The script for “Spider-Man: Homecoming” did not contain an LGBT teen character — but that’s what Sony and Marvel wound up with after nearly a year of casting Peter Parker’s classmates.
The same went for a diverse group of actors who rounded out the halls of the Queens high school where Tom Holland’s superhero anxiously spends his days before fighting crime in the streets.
“That’s what made this movie so good and and so cool, it’s inclusive,” actor J.J. Totah, who plays a student named Seymour, told TheWrap.

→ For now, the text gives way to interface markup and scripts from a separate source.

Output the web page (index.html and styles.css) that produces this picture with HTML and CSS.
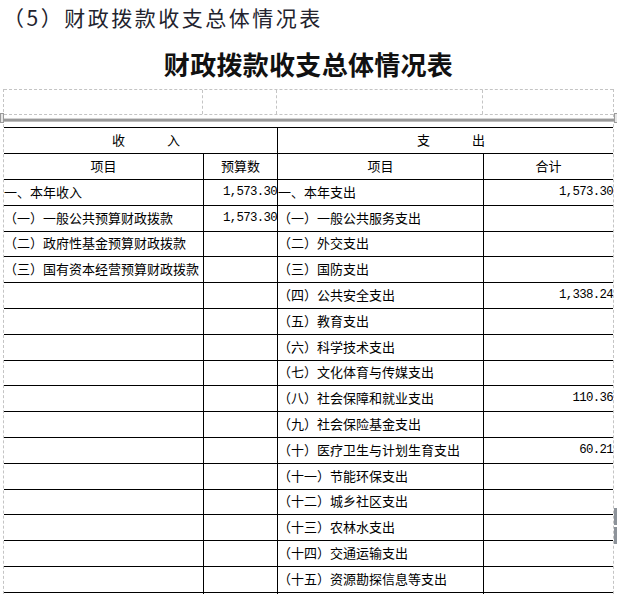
FILE: index.html
```html
<!DOCTYPE html>
<html lang="zh-CN">
<head>
<meta charset="utf-8">
<title>财政拨款收支总体情况表</title>
<link rel="stylesheet" href="styles.css">
</head>
<body>
<div class="page">
  <div class="section-title">（5）财政拨款收支总体情况表</div>
  <h1 class="report-title">财政拨款收支总体情况表</h1>
  <div class="sheet">
    <div class="blank-row">
      <div class="blank-cell"></div>
      <div class="blank-cell"></div>
      <div class="blank-cell"></div>
      <div class="blank-cell last"></div>
    </div>
    <div class="freeze-band">
      <span class="freeze-handle left"></span>
      <span class="freeze-handle right"></span>
    </div>
    <table class="grid">
      <colgroup>
        <col class="c1"><col class="c2"><col class="c3"><col class="c4">
      </colgroup>
      <tbody>
        <tr class="group-head">
          <td colspan="2" class="spaced in"><span>收</span><span>入</span></td>
          <td colspan="2" class="spaced out last"><span>支</span><span>出</span></td>
        </tr>
        <tr class="col-head">
          <td>项目</td><td>预算数</td><td>项目</td><td class="last">合计</td>
        </tr>
        <tr><td>一、本年收入</td><td class="num">1,573.30</td><td>一、本年支出</td><td class="num last">1,573.30</td></tr>
        <tr><td>（一）一般公共预算财政拨款</td><td class="num">1,573.30</td><td>（一）一般公共服务支出</td><td class="num last"></td></tr>
        <tr><td>（二）政府性基金预算财政拨款</td><td class="num"></td><td>（二）外交支出</td><td class="num last"></td></tr>
        <tr><td>（三）国有资本经营预算财政拨款</td><td class="num"></td><td>（三）国防支出</td><td class="num last"></td></tr>
        <tr><td></td><td class="num"></td><td>（四）公共安全支出</td><td class="num last">1,338.24</td></tr>
        <tr><td></td><td class="num"></td><td>（五）教育支出</td><td class="num last"></td></tr>
        <tr><td></td><td class="num"></td><td>（六）科学技术支出</td><td class="num last"></td></tr>
        <tr><td></td><td class="num"></td><td>（七）文化体育与传媒支出</td><td class="num last"></td></tr>
        <tr><td></td><td class="num"></td><td>（八）社会保障和就业支出</td><td class="num last">110.36</td></tr>
        <tr><td></td><td class="num"></td><td>（九）社会保险基金支出</td><td class="num last"></td></tr>
        <tr><td></td><td class="num"></td><td>（十）医疗卫生与计划生育支出</td><td class="num last">60.21</td></tr>
        <tr><td></td><td class="num"></td><td>（十一）节能环保支出</td><td class="num last"></td></tr>
        <tr><td></td><td class="num"></td><td>（十二）城乡社区支出</td><td class="num last"></td></tr>
        <tr><td></td><td class="num"></td><td>（十三）农林水支出</td><td class="num last"></td></tr>
        <tr><td></td><td class="num"></td><td>（十四）交通运输支出</td><td class="num last"></td></tr>
        <tr><td></td><td class="num"></td><td>（十五）资源勘探信息等支出</td><td class="num last"></td></tr>
        <tr><td></td><td class="num"></td><td></td><td class="num last"></td></tr>
      </tbody>
    </table>
  </div>
  <div class="scroll-marks">
    <span class="mark"></span>
    <span class="mark"></span>
  </div>
</div>
</body>
</html>
```

FILE: styles.css
```css
html, body {
  margin: 0;
  padding: 0;
  background: #ffffff;
}

body {
  font-family: "Noto Sans CJK SC", "Noto Sans", sans-serif;
  color: #000;
  overflow: hidden;
}

.page {
  position: relative;
  width: 617px;
  height: 594px;
  overflow: hidden;
}

.section-title {
  height: 34px;
  line-height: 34px;
  font-size: 21px;
  letter-spacing: 2.5px;
  color: #23232e;
  padding-left: 3px;
  white-space: nowrap;
}

.report-title {
  margin: 0;
  padding: 13px 0 8px;
  height: 34px;
  line-height: 34px;
  font-size: 26px;
  font-weight: 700;
  text-align: center;
  color: #111;
  letter-spacing: 0.3px;
}

.sheet {
  margin-left: 3px;
  width: 609px;
  border-left: 1px dashed #c4c4c4;
  border-right: 1px dashed #c4c4c4;
}

.blank-row {
  display: grid;
  grid-template-columns: 199px 74px 206px 130px;
  height: 24px;
  border-top: 1px dashed #c4c4c4;
  border-bottom: 1px dashed #c4c4c4;
}

.blank-cell {
  border-right: 1px dashed #c4c4c4;
}

.blank-cell.last {
  border-right: none;
}

.freeze-band {
  position: relative;
  height: 4px;
  margin: 3px -5px 5px -4px;
  background: linear-gradient(#d4d4d4 0, #d4d4d4 25%, #999 25%, #999 75%, #bdbdbd 75%);
}

.freeze-handle {
  position: absolute;
  top: -5px;
  width: 4px;
  height: 10px;
  border: 1px solid #9a9a9a;
  box-sizing: border-box;
  background: #e6e6e6;
}

.freeze-handle.left {
  left: 0;
}

.freeze-handle.right {
  right: 0;
}

.grid {
  table-layout: fixed;
  width: 609px;
  border-collapse: separate;
  border-spacing: 0;
  border-top: 1px solid #000;
  font-size: 13px;
}

.grid col.c1 { width: 200px; }
.grid col.c2 { width: 74px; }
.grid col.c3 { width: 206px; }
.grid col.c4 { width: 129px; }

.grid tr {
  height: 25.8px;
}

.grid tr.group-head {
  height: 26px;
}

.grid tr.col-head {
  height: 26px;
}

.grid td {
  padding: 0 0 1px;
  border-right: 1px solid #000;
  border-bottom: 1px solid #000;
  white-space: nowrap;
  overflow: hidden;
  vertical-align: middle;
  line-height: 18px;
  text-align: left;
}

.grid td.last {
  border-right: none;
}

.grid td.num {
  text-align: right;
  font-family: "Liberation Mono", "DejaVu Sans Mono", monospace;
  font-size: 12.4px;
  letter-spacing: -0.7px;
}

.col-head td {
  text-align: center;
}

.grid td.spaced {
  text-align: center;
  padding-left: 11px;
}

.spaced span {
  display: inline-block;
}

.spaced span + span {
  margin-left: 42px;
}

.scroll-marks {
  position: absolute;
  right: 0;
  top: 508px;
  width: 3px;
  display: flex;
  flex-direction: column;
  gap: 2px;
}

.mark {
  display: block;
  width: 3px;
  height: 17px;
  background: #8d939a;
}
```
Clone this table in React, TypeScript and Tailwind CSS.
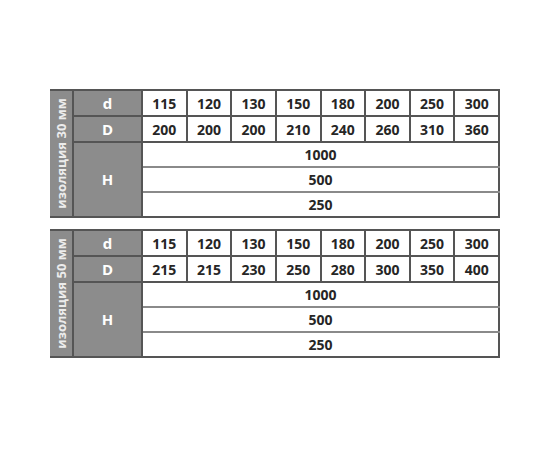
const tables = [
  {
    label: 'изоляция 30 мм',
    d: ['115', '120', '130', '150', '180', '200', '250', '300'],
    D: ['200', '200', '200', '210', '240', '260', '310', '360'],
  },
  {
    label: 'изоляция 50 мм',
    d: ['115', '120', '130', '150', '180', '200', '250', '300'],
    D: ['215', '215', '230', '250', '280', '300', '350', '400'],
  },
]

const H = ['1000', '500', '250']

function SizeTable({ label, d, D }: { label: string; d: string[]; D: string[] }) {
  return (
    <table className="w-[450px] table-fixed border-collapse text-[14px] font-bold text-[#262626]">
      <colgroup>
        <col className="w-[23px]" />
        <col className="w-[69px]" />
        {d.map((_, i) => (
          <col key={i} />
        ))}
      </colgroup>
      <tbody>
        <tr className="h-[26px]">
          <td rowSpan={5} className="border-y-2 border-r-2 border-[#555] bg-[#8c8c8c] p-0">
            <div className="flex h-[124px] w-[23px] items-center justify-center">
              <span className="-rotate-90 whitespace-nowrap text-[13px] font-bold leading-none text-[#ececec]">
                {label}
              </span>
            </div>
          </td>
          <td className="border-2 border-[#555] bg-[#8c8c8c] text-center text-[15px] text-white">d</td>
          {d.map((v, i) => (
            <td key={i} className="border-2 border-[#555] bg-white text-center">
              {v}
            </td>
          ))}
        </tr>
        <tr className="h-[26px]">
          <td className="border-2 border-[#555] bg-[#8c8c8c] text-center text-[15px] text-white">D</td>
          {D.map((v, i) => (
            <td key={i} className="border-2 border-[#555] bg-white text-center">
              {v}
            </td>
          ))}
        </tr>
        {H.map((v, i) => (
          <tr key={v} className="h-[25px]">
            {i === 0 && (
              <td rowSpan={3} className="border-2 border-[#555] bg-[#8c8c8c] text-center text-[15px] text-white">
                H
              </td>
            )}
            <td
              colSpan={8}
              className={`border-x-2 border-[#555] bg-white text-center ${
                i === 2 ? 'border-b-2 border-b-[#555]' : 'border-b-2 border-b-[#8a8a8a]'
              } ${i === 0 ? 'border-t-2 border-t-[#555]' : ''}`}
            >
              {v}
            </td>
          </tr>
        ))}
      </tbody>
    </table>
  )
}

export default function App() {
  return (
    <div className="h-[450px] w-[550px] bg-white pl-[50px] pt-[89px]" style={{ fontFamily: '"Open Sans", sans-serif' }}>
      <div className="flex flex-col gap-[11px]">
        {tables.map((t) => (
          <SizeTable key={t.label} {...t} />
        ))}
      </div>
    </div>
  )
}
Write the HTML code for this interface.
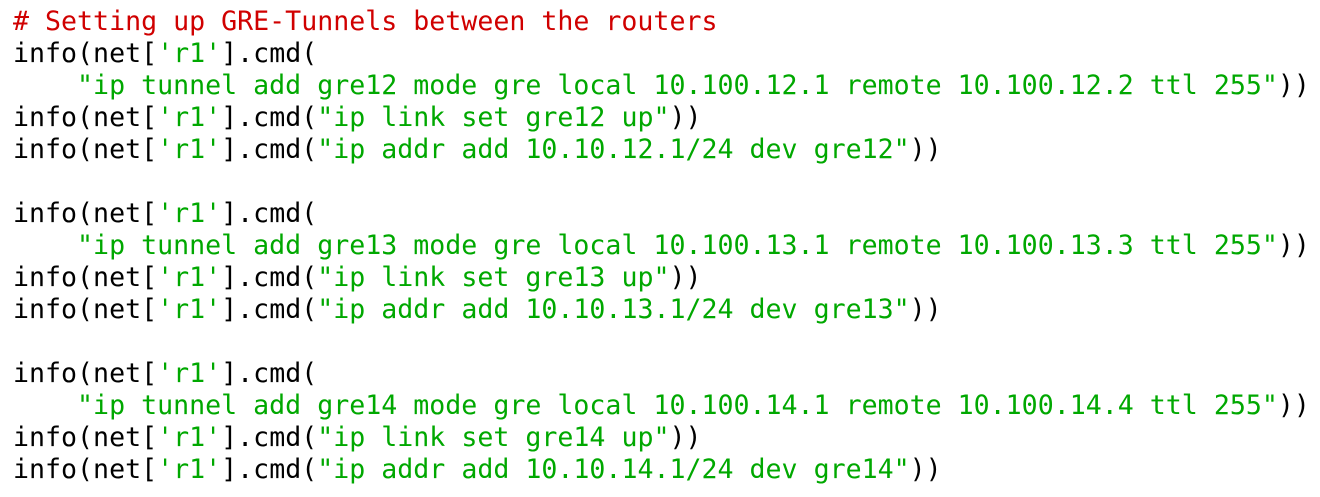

He’s a pal of Peter Parker and love interest Liz (Laura Harrier), and appears in a scene during gym class where Seymour and his girlfriends are playing a game of “Eff, Marry, Kill” regarding the Avengers.
Seymour and his friends decide they would sleep with Thor (Chris Hemsworth) and debate the merits of marrying Captain America (Chris Evans), all while sizing up Spider-Man.
“He could be burned really badly under that suit,” Seymour jokes, making a fantastic reference to the severely-scarred Ryan Reynolds hero Deapdool, who wears a costume very similar to Spider-Man’s.
Though the role is minor, it’s a stride to see a contemporary high school tableau where gay boys and straight girls congregate in P.E. to talk about their latest crush. It’s a modern depiction in a Hollywood landscape lousy at representing sexuality and race.
“The character was never decided to identify with a specific orientation — but I do think that after meeting with [director] Jon Watts a couple of times, when they offered me the part, they wanted me to bring myself into it,” Totah told TheWrap.
“That’s certainly what I did, and that’s what they did with some other kids. Like Abraham Attah, who came form Ghana, he was kind of playing a version of himself and representing his people,” he said.
GLAAD President Sarah Kate Ellis praised the inclusion, but said, “It’s disappointing that LGBTQ characters don’t make it to the big screen when the source material is rich with them,” as comic books certainly are these days.
“These films are viewed by millions both domestically and abroad, and seeing LGBTQ people represented is important, especially when we’re talking about heroes that youth look up to,” Ellis added.
Totah originally auditioned for the part of Ned, Peter Parker’s best friend and eventual crime-fighting sidekick. That part went to Jacob Batalon, but filmmakers from Marvel and Sony told Totah, “‘We want you here! We don’t know what you’re playing,” he said.
The 15-year-old, who had a memorable breakout in Chris Kelly’s “Other People” and will star as an out gay teen on Mindy Kaling’s upcoming pilot “Champions,” also enjoyed bringing LGBT representation to the genre.
“I wanted to bring another layer of the high school world. That’s representing not just a typical identifying male, but someone who is possibly more flamboyant and effeminate. He’s also fun, and a good time, and I like to feel I’m the same way,” he said.
“I don’t even like the word ‘feminine’ but i just have to use it for people to understand. We label stuff to cognitively understand things, but sometimes there’s too much labeling. We’re all just people,” he concluded.
“Champions” premieres this fall on NBC, and “Spider-Man: Homecoming” is currently in theaters.